Applied Technologies
- Azure Data Lake Store
- Azure Data Lake Analytics
- Visual Studio with Azure Data Lake Analytics Tools
- Power BI Desktop & Power BI Service
- SharePoint Online site and preview of Power BI Web Part
Azure Data Lake Store
Upload .csv file of 2000 movie reviews to a folder in Azure Data Lake Store
Azure Data Lake Analytics
Execute the following U-SQL script in either the Azure Portal > Azure Data Lake Analytics > Jobs > New Jobs or Visual Studio with Azure Data Lake Analytics Tools.
This script makes reference to the Cognitive Services assemblies. They come out of the box in the Azure Data Lake master database.
U-SQL Script
The following script reads the moviereviews.csv file in Azure Data Lake Store and then analyzes for sentiment and key phrase extraction. Two .tsv files are produced, one with the sentiment and key phrases for each movie review and another for a list of each individual key phrase with a foreign key ID to the parent movie review.

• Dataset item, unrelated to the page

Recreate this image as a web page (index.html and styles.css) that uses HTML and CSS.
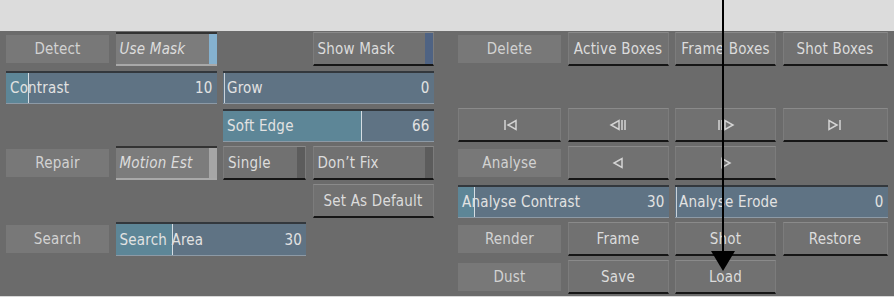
FILE: index.html
```html
<!DOCTYPE html>
<html lang="en">
<head>
    <meta charset="UTF-8">
    <title>Dust Removal</title>
    <link rel="stylesheet" href="styles.css">
</head>
<body>
<div class="page">
    <div class="top-band"></div>

    <div class="panel">
        <!-- left controls -->
        <div class="grid left">
            <div class="btn flat">Detect</div>
            <div class="btn pressed strip-blue-light"><span class="ital">Use Mask</span></div>
            <div class="blank"></div>
            <div class="btn raised strip-blue text-left">Show Mask</div>

            <div class="slider span2" style="--p: 22px"><span>Contrast</span><span>10</span></div>
            <div class="slider span2 mark" style="--p: 0px"><span>Grow</span><span>0</span></div>

            <div class="blank span2"></div>
            <div class="slider span2" style="--p: 138px"><span>Soft Edge</span><span>66</span></div>

            <div class="btn flat">Repair</div>
            <div class="btn pressed strip-grey"><span class="ital">Motion Est</span></div>
            <div class="btn raised strip-dark text-left">Single</div>
            <div class="btn raised strip-dark text-left">Don’t Fix</div>

            <div class="blank span3"></div>
            <div class="btn raised">Set As Default</div>

            <div class="btn flat">Search</div>
            <div class="slider span2 tall" style="--p: 56px"><span>Search Area</span><span>30</span></div>
            <div class="blank"></div>
        </div>

        <!-- right controls -->
        <div class="grid right">
            <div class="btn flat">Delete</div>
            <div class="btn raised">Active Boxes</div>
            <div class="btn raised">Frame Boxes</div>
            <div class="btn raised">Shot Boxes</div>

            <div class="blank span4"></div>

            <div class="btn raised">
                <svg class="ico" width="16" height="12" viewBox="0 0 16 12"><path d="M3 1v10M14 1.5v9L6 6z"/></svg>
            </div>
            <div class="btn raised">
                <svg class="ico" width="18" height="12" viewBox="0 0 18 12"><path d="M10 1.5v9L2 6zM13 1v10M16 1v10"/></svg>
            </div>
            <div class="btn raised">
                <svg class="ico" width="18" height="12" viewBox="0 0 18 12"><path d="M2 1v10M5 1v10M8 1.5v9L16 6z"/></svg>
            </div>
            <div class="btn raised">
                <svg class="ico" width="16" height="12" viewBox="0 0 16 12"><path d="M2 1.5v9L10 6zM13 1v10"/></svg>
            </div>

            <div class="btn flat">Analyse</div>
            <div class="btn raised">
                <svg class="ico" width="12" height="12" viewBox="0 0 12 12"><path d="M10 1.5v9L2 6z"/></svg>
            </div>
            <div class="btn raised">
                <svg class="ico" width="12" height="12" viewBox="0 0 12 12"><path d="M2 1.5v9L10 6z"/></svg>
            </div>
            <div class="blank"></div>

            <div class="slider span2" style="--p: 16px"><span>Analyse Contrast</span><span>30</span></div>
            <div class="slider span2 mark" style="--p: 0px"><span>Analyse Erode</span><span>0</span></div>

            <div class="btn flat">Render</div>
            <div class="btn raised">Frame</div>
            <div class="btn raised">Shot</div>
            <div class="btn raised">Restore</div>

            <div class="btn flat">Dust</div>
            <div class="btn raised">Save</div>
            <div class="btn raised">Load</div>
            <div class="blank"></div>
        </div>
    </div>

    <div class="bottom-band"></div>

    <!-- callout arrow -->
    <div class="pointer">
        <div class="shaft"></div>
        <div class="head"></div>
    </div>
</div>
</body>
</html>
```

FILE: styles.css
```css
body {
    margin: 0;
    background: #6b6b6b;
    font-family: "DejaVu Sans Condensed", "DejaVu Sans", sans-serif;
    font-size: 15px;
    color: #dcdcdc;
}

.page {
    position: relative;
    width: 894px;
    height: 297px;
    overflow: hidden;
}

.top-band {
    height: 31px;
    background: #dcdcdc;
}

.bottom-band {
    height: 1px;
    background: #d8d8d8;
}

.panel {
    height: 265px;
    display: flex;
    gap: 24.5px;
    padding: 1px 0 0 6px;
    box-sizing: border-box;
    background: #6b6b6b;
}

.grid {
    display: grid;
    grid-template-rows: repeat(7, 34px);
    column-gap: 6.5px;
    row-gap: 4px;
}

.left {
    grid-template-columns: 103px 101px 83px 121px;
}

.right {
    grid-template-columns: 103px 101px 101px 105px;
}

.span2 { grid-column: span 2; }
.span3 { grid-column: span 3; }
.span4 { grid-column: span 4; }

/* buttons */
.btn {
    display: flex;
    align-items: center;
    justify-content: center;
    box-sizing: border-box;
    white-space: nowrap;
    letter-spacing: 0.2px;
}

.flat {
    margin: 3px 0;
    background: #787878;
    color: #d2d2d2;
}

.raised {
    background: #717171;
    border-top: 1px solid #8a8a8a;
    border-left: 1px solid #7c7c7c;
    border-right: 1px solid #7c7c7c;
    border-bottom: 2px solid #161616;
}

.pressed {
    background: #7c7c7c;
    border-top: 2px solid #333;
    border-bottom: 2px solid #a9a9a9;
    justify-content: flex-start;
    padding-left: 4px;
}

.text-left {
    justify-content: flex-start;
    padding-left: 4px;
}

.ital {
    font-style: italic;
}

/* the small state strip at the right edge of some buttons */
.strip-blue-light { box-shadow: inset -8px 0 0 #85b1cf; }
.strip-grey { box-shadow: inset -8px 0 0 #a6a6a6; }
.strip-blue { box-shadow: inset -8px 0 0 #4f6383; }
.strip-dark { box-shadow: inset -8px 0 0 #5c5c5c; }

/* sliders */
.slider {
    margin: 1px 0 0;
    display: flex;
    align-items: center;
    justify-content: space-between;
    padding: 0 4px;
    box-sizing: border-box;
    border-top: 2px solid #33383d;
    border-bottom: 1px solid #8d9aa6;
    background: linear-gradient(to right,
        #5d8697 0, #5d8697 var(--p),
        #d5dde3 var(--p), #d5dde3 calc(var(--p) + 1px),
        #5f7384 calc(var(--p) + 1px));
    color: #e2e2e2;
    letter-spacing: 0.2px;
}

.slider.mark {
    background: linear-gradient(to right,
        #5f7384 0, #5f7384 1px,
        #c9d1d8 1px, #c9d1d8 2px,
        #5f7384 2px);
}

.slider.tall {
    margin: 0;
}

.ico {
    fill: none;
    stroke: #d4d4d4;
    stroke-width: 1.5;
}

/* black callout arrow laid over the panel */
.pointer {
    position: absolute;
    left: 711px;
    top: 0;
    width: 24px;
    display: flex;
    flex-direction: column;
    align-items: center;
}

.shaft {
    width: 2px;
    height: 251px;
    background: #000;
}

.head {
    width: 0;
    height: 0;
    border-left: 12px solid transparent;
    border-right: 12px solid transparent;
    border-top: 20px solid #000;
}
```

REFERENCE ASSEMBLY [TextCommon];
REFERENCE ASSEMBLY [TextSentiment];
REFERENCE ASSEMBLY [TextKeyPhrase];
@comments = EXTRACT Text string FROM @"/TextAnalysis/moviereviews.csv" USING Extractors.Csv(); @sentiment = PROCESS @comments PRODUCE Text, Sentiment string, Conf double READONLY Text USING new Cognition.Text.SentimentAnalyzer(true); @keyPhrases = PROCESS @sentiment PRODUCE Text, Sentiment, Conf, KeyPhrase string READONLY Text, Sentiment, Conf USING new Cognition.Text.KeyPhraseExtractor(); @keyPhrases = SELECT *, ROW_NUMBER() OVER () AS RowNumber FROM @keyPhrases; OUTPUT @keyPhrases TO "/TextAnalysis/out/MovieReviews-keyPhrases.tsv" USING Outputters.Tsv(); // Split the key phrases. @kpsplits = SELECT RowNumber, Sentiment, Conf, T.KeyPhrase FROM @keyPhrases CROSS APPLY new Cognition.Text.Splitter("KeyPhrase") AS T(KeyPhrase); OUTPUT @kpsplits TO "/TextAnalysis/out/MovieReviews-kpsplits.tsv" USING Outputters.Tsv();
Azure Portal > Azure Data Lake Analytics U-SQL execution
Create a new job to execute a U-SQL script.
Visual Studio Option
You need the Azure Data Lake Tools for Visual Studio. Create a U-SQL project and paste the script. Submit the U-SQL script to the Azure Data Lake Analytics for execution. The following shows the successful job summary after the U-SQL script has been submitted.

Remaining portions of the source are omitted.